Report every line in the listing that contains the string "components".
========
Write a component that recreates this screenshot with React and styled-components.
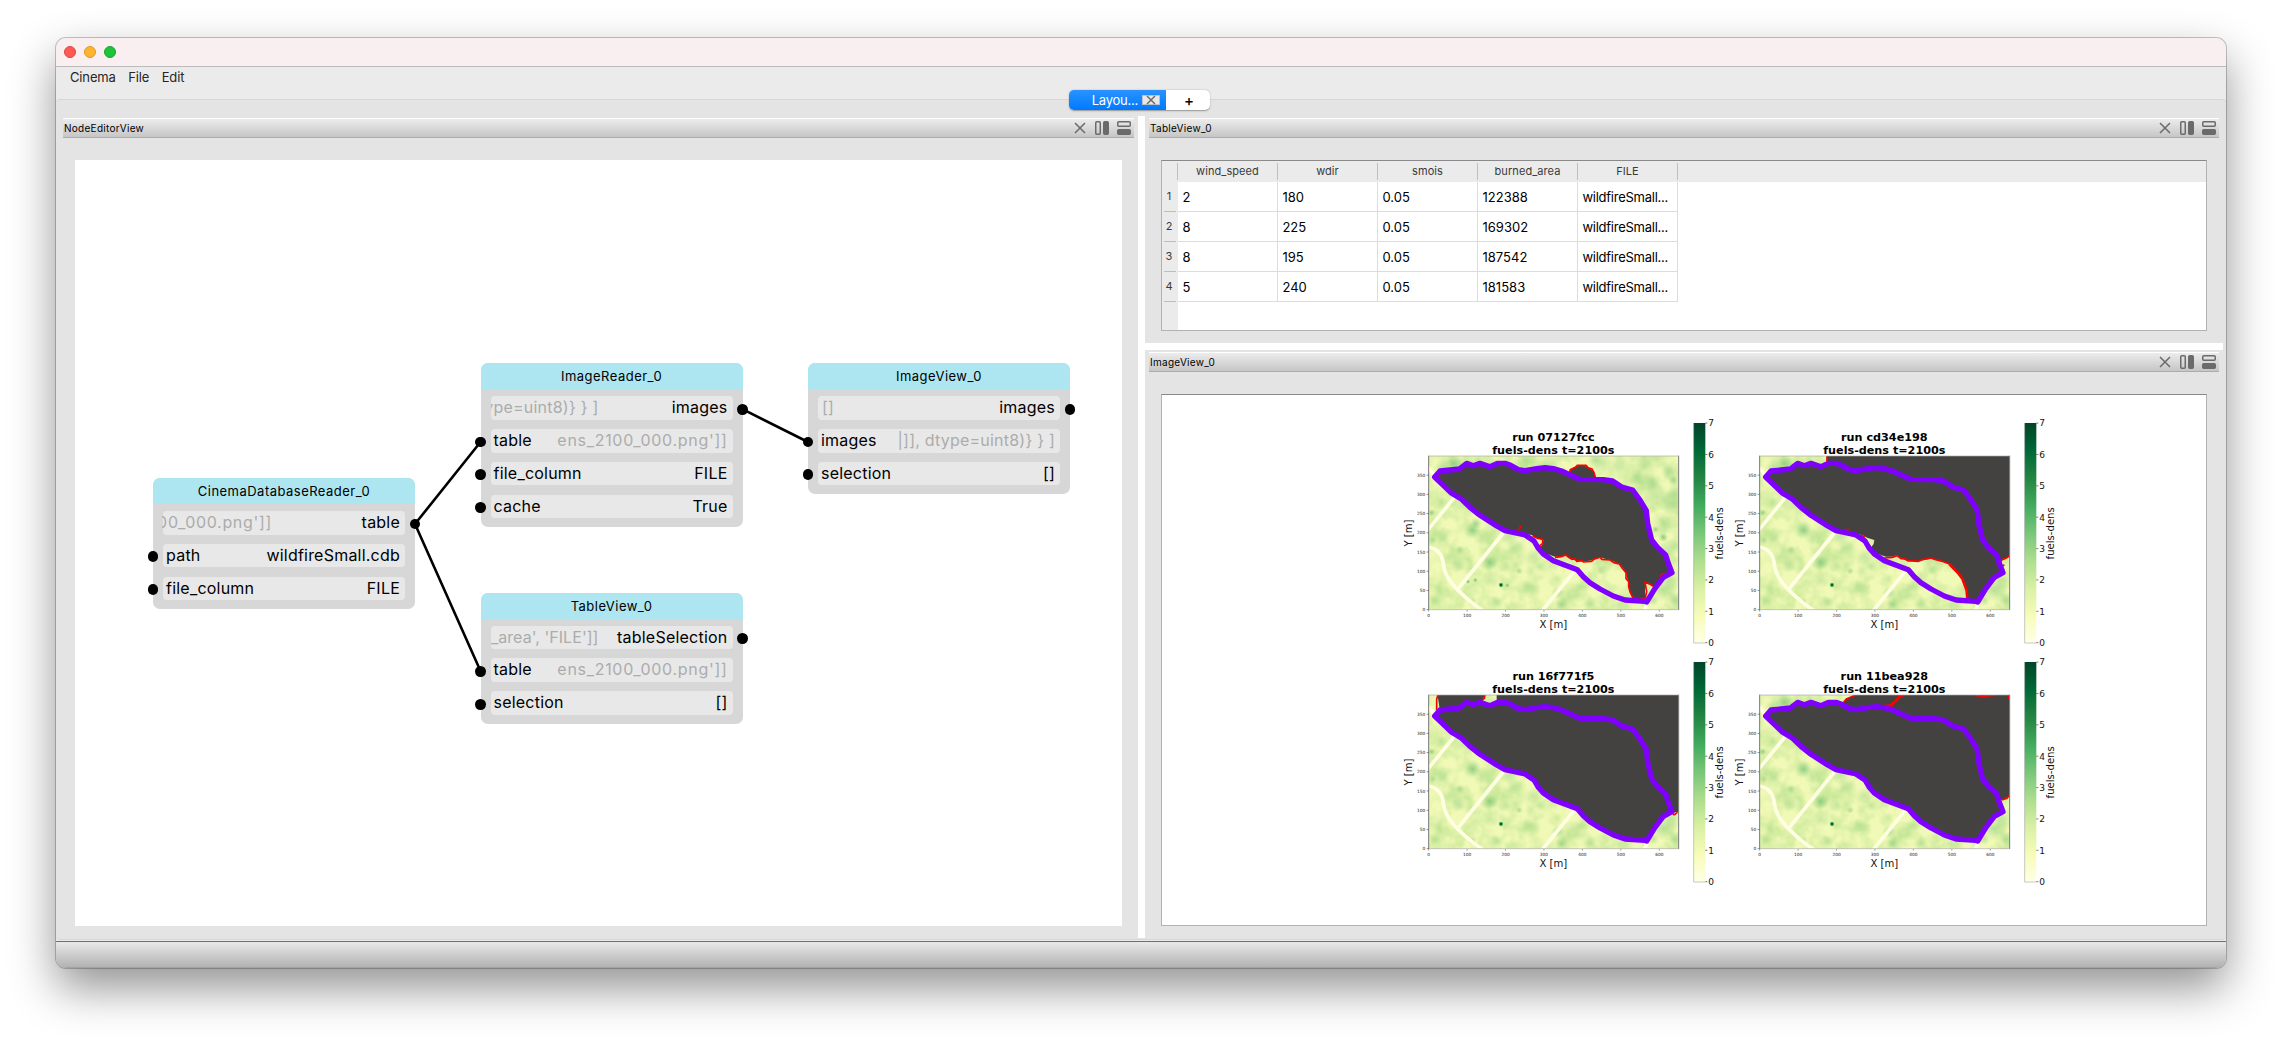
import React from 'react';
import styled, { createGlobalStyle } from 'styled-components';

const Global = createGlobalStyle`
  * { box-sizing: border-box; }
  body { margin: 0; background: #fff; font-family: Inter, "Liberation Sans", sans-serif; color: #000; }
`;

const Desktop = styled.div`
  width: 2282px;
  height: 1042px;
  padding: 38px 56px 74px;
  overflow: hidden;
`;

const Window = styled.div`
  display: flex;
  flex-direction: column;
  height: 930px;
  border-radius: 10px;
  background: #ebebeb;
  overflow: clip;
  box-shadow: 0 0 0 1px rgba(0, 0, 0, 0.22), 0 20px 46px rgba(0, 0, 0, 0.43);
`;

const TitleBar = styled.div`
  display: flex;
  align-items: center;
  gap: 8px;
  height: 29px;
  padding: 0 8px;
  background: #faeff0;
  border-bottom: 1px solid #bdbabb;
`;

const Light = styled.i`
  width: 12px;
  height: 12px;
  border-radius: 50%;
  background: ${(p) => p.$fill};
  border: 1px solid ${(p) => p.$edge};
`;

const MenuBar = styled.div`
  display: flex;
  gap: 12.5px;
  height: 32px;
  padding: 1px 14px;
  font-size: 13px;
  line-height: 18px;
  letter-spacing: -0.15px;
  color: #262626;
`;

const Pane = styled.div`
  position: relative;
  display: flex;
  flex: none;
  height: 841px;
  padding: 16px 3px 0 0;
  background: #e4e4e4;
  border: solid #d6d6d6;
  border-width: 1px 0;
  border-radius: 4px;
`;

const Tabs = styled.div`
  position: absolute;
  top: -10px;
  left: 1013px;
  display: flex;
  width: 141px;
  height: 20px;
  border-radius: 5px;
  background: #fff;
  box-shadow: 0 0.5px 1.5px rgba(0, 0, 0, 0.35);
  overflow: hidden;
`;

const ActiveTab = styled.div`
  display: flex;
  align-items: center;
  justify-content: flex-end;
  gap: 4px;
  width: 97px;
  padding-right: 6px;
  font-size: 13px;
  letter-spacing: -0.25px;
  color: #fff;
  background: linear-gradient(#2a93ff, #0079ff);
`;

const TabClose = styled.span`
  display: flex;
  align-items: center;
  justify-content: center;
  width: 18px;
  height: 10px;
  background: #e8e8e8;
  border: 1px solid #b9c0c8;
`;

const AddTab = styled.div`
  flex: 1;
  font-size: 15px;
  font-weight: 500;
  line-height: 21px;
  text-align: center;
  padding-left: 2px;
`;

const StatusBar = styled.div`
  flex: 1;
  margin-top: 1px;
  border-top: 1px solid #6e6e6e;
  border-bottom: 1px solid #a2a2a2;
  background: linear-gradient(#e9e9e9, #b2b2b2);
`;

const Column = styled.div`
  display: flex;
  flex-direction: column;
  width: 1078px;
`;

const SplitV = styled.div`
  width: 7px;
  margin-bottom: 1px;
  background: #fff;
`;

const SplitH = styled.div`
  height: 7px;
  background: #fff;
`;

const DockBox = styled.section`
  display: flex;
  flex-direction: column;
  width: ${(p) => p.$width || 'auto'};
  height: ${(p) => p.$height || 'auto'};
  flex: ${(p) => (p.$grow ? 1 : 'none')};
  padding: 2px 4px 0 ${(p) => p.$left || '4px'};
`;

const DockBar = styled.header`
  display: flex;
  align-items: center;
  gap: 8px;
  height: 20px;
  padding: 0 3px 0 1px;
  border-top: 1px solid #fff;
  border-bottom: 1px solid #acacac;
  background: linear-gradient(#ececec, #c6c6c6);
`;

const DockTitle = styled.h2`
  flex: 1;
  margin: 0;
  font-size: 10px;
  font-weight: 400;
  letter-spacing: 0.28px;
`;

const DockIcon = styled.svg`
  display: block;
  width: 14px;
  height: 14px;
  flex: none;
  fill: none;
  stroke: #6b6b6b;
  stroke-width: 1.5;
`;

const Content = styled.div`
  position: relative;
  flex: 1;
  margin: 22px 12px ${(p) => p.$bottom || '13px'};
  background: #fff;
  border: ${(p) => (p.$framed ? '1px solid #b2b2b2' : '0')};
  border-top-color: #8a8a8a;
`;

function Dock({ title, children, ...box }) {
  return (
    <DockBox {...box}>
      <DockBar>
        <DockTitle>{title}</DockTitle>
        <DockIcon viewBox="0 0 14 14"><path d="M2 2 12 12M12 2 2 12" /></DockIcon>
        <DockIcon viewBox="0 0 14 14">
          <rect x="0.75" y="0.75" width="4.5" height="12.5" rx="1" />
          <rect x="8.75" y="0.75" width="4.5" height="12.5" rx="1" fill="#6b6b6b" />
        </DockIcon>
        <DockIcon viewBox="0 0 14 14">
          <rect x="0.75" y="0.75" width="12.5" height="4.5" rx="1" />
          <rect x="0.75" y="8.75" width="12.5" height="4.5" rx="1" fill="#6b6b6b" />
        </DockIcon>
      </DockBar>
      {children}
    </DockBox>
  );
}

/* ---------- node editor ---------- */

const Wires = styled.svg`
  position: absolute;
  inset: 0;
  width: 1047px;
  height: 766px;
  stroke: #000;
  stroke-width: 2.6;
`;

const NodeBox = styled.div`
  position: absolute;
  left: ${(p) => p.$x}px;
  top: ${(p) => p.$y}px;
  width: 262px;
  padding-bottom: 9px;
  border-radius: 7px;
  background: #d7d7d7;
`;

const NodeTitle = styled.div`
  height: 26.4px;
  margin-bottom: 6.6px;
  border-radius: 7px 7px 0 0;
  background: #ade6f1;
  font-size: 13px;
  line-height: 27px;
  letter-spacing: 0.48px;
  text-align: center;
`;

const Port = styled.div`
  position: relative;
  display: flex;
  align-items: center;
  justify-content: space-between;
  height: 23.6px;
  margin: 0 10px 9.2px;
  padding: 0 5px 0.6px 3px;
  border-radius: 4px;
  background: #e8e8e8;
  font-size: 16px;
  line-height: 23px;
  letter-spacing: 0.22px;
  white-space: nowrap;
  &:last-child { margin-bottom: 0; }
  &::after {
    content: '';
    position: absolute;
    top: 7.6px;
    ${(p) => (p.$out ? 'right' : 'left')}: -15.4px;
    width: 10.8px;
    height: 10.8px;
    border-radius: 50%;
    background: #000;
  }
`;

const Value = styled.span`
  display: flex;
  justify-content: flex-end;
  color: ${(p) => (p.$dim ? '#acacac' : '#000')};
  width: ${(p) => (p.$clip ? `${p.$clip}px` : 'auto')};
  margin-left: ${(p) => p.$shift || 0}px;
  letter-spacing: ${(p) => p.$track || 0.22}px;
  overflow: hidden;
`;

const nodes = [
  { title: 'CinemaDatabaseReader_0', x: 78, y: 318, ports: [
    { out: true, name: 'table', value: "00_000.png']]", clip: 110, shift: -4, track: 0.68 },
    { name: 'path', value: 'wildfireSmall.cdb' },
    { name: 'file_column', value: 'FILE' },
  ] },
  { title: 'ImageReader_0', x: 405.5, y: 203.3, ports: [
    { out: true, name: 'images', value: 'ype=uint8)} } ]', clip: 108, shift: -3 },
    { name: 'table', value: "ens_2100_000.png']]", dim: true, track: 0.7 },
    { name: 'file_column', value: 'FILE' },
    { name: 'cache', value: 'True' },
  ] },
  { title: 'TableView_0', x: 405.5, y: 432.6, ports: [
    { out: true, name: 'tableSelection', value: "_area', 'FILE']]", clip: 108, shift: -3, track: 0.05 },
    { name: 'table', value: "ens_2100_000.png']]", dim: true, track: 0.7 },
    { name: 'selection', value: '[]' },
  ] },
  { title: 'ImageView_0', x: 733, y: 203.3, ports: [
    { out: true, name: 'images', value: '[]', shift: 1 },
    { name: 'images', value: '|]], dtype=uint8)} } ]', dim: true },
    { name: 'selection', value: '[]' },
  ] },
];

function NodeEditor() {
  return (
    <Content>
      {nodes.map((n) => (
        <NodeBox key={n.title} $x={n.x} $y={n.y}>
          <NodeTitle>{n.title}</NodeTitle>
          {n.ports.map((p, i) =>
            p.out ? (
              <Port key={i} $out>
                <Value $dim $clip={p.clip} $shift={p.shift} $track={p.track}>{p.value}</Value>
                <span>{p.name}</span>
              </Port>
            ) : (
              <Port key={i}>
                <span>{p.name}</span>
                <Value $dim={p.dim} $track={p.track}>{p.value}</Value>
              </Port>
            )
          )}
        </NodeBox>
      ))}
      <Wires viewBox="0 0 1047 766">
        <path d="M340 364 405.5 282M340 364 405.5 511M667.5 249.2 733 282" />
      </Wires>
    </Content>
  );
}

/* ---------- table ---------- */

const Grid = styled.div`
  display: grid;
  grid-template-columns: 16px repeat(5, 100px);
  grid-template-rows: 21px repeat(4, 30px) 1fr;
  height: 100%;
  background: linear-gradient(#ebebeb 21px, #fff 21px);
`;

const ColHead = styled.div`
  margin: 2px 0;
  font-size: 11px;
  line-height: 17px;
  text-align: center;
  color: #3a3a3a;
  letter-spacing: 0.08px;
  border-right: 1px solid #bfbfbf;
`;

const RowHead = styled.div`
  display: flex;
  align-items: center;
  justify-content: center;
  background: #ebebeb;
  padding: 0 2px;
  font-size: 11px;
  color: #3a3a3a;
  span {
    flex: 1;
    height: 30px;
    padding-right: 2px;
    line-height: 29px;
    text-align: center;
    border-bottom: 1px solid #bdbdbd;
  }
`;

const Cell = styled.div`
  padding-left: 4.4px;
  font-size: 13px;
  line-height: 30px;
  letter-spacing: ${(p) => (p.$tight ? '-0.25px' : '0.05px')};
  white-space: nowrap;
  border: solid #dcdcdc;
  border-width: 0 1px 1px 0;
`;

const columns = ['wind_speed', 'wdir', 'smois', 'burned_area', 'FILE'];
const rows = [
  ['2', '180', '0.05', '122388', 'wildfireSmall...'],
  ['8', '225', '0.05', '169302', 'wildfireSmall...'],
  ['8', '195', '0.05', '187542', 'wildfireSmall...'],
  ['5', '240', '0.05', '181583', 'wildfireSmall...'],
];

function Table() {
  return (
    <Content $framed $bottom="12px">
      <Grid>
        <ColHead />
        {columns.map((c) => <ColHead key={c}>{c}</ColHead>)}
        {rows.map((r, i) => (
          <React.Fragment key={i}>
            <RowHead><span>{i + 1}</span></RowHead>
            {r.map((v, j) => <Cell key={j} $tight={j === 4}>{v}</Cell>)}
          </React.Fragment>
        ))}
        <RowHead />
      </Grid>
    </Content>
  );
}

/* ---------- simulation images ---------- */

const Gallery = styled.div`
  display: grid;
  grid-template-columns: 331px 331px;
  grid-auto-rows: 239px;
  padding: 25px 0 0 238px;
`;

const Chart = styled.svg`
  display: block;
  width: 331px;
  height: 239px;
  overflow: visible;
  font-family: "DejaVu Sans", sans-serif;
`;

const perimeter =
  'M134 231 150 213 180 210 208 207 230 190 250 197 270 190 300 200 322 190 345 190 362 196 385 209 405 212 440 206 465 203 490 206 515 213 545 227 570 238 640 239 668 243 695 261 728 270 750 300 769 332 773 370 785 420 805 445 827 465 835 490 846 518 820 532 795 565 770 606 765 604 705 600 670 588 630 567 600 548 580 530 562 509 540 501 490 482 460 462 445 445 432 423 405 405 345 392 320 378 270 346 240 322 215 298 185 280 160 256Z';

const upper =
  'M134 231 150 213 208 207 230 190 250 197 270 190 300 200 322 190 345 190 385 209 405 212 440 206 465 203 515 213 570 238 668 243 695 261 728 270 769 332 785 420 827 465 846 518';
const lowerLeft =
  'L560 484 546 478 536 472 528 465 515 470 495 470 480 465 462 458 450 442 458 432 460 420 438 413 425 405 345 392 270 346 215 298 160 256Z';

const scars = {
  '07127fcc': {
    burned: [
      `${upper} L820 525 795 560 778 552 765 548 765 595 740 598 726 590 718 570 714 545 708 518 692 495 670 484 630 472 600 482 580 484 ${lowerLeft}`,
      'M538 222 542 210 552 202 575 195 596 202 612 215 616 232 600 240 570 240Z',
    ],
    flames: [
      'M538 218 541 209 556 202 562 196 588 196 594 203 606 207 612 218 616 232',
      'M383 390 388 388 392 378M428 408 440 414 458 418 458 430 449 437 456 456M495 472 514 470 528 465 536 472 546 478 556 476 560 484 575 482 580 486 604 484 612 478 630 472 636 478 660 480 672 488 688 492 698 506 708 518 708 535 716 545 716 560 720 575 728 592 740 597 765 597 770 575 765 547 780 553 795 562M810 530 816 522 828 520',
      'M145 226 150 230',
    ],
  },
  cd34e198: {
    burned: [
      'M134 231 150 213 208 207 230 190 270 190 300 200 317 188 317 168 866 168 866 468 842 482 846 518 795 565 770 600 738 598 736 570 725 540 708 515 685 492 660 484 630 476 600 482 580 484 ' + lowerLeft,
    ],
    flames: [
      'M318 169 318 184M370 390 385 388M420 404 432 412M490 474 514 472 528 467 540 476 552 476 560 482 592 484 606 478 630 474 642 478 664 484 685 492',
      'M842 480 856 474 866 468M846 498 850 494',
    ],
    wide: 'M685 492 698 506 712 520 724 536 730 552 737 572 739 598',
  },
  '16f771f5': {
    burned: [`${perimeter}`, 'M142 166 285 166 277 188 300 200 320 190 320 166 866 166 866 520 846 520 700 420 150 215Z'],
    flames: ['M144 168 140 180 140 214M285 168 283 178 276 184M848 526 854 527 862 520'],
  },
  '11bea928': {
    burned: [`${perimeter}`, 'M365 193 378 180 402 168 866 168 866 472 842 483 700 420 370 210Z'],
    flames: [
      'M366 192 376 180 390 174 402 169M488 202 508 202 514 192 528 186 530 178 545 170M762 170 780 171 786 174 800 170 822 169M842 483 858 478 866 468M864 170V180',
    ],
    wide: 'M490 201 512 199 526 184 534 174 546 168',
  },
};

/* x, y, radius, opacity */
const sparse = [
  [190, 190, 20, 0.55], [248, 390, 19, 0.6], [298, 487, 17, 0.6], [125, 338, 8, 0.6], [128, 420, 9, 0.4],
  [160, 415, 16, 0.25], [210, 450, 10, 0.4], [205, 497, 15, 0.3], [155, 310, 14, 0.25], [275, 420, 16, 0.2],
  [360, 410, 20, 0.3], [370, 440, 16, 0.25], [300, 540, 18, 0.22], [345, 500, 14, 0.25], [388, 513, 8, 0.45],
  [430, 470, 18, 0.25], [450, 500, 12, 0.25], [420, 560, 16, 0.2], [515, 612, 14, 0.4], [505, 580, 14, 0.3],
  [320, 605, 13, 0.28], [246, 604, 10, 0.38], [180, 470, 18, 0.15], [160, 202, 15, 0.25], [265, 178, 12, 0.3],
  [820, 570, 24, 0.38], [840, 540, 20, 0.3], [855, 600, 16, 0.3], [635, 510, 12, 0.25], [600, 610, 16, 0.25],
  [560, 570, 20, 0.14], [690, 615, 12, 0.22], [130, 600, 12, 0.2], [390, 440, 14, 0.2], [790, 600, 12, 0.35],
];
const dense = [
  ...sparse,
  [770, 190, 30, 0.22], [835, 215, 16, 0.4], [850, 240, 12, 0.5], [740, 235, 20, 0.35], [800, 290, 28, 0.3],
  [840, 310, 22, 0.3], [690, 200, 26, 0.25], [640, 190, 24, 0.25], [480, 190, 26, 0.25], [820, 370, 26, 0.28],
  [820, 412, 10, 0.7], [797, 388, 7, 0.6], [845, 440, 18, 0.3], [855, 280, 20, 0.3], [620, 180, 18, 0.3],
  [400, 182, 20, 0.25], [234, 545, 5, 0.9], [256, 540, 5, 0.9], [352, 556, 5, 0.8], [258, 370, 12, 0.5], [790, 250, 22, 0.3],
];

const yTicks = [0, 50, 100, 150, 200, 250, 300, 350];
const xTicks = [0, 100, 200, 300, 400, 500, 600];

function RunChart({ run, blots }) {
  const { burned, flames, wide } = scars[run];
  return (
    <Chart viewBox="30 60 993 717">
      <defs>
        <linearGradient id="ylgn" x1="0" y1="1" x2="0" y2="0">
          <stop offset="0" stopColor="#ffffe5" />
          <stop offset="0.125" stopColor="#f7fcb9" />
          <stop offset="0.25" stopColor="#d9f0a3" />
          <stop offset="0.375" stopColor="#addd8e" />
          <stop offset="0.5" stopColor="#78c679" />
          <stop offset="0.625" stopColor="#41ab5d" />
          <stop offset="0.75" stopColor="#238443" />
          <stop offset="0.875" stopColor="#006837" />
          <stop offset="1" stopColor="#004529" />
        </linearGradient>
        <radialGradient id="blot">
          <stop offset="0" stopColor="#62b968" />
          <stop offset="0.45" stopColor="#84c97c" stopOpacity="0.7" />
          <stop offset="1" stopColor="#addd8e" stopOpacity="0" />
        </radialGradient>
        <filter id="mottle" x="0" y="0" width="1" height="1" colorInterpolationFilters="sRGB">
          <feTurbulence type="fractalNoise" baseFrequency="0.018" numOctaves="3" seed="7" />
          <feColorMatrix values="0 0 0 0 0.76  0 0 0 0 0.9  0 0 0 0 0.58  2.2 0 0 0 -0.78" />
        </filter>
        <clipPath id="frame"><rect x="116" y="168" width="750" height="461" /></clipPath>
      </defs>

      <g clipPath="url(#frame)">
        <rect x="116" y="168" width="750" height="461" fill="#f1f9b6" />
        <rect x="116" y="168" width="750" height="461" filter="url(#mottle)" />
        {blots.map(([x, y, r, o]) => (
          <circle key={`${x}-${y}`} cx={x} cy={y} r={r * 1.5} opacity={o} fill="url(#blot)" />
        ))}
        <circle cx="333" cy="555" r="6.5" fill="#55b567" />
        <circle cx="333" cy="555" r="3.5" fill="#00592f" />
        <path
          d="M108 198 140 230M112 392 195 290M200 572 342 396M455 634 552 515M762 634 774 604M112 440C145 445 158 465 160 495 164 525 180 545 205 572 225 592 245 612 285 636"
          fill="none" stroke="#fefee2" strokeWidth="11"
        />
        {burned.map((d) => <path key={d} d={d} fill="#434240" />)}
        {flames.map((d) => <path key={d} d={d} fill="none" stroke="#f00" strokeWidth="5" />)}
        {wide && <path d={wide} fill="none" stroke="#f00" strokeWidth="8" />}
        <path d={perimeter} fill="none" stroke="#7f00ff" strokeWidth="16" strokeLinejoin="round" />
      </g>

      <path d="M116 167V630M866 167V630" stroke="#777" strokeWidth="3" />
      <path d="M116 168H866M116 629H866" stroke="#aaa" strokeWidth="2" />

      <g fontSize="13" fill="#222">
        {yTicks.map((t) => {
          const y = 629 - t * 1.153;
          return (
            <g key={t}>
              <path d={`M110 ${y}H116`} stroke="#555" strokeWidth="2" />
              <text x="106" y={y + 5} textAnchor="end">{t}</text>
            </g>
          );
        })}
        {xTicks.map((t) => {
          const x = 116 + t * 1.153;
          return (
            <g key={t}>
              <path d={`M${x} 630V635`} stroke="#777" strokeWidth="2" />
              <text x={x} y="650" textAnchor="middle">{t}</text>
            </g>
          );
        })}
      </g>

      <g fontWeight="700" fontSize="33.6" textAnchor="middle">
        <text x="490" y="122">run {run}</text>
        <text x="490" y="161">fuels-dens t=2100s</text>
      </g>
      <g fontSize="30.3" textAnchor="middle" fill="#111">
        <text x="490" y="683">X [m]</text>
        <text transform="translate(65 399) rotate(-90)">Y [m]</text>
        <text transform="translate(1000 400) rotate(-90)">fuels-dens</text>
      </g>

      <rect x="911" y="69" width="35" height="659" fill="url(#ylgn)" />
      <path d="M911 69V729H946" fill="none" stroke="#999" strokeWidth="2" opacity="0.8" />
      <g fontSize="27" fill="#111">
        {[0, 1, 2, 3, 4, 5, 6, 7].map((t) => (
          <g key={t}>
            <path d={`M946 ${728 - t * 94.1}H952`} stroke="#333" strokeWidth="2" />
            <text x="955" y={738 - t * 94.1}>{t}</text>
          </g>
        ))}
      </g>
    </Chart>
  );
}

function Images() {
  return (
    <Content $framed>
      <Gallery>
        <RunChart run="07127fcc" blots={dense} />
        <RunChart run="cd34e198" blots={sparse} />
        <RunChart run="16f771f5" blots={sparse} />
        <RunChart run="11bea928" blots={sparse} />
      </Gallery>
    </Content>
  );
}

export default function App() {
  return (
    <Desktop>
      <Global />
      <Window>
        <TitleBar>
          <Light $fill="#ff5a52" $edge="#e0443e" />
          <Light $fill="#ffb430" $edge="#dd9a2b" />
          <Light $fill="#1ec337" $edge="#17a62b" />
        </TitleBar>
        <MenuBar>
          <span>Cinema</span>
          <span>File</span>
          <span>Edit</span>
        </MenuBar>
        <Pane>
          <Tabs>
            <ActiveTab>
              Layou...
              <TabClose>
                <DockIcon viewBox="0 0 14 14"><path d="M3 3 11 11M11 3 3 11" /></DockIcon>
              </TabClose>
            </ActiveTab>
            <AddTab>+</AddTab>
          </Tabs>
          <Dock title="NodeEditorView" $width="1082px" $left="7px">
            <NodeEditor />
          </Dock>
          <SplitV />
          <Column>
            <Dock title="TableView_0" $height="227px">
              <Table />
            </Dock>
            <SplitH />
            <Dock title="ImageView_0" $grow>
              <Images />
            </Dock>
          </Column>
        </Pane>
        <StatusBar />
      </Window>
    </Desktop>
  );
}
========
#### Written response:
Write a component that recreates this screenshot with React and styled-components.
import styled, { createGlobalStyle } from 'styled-components';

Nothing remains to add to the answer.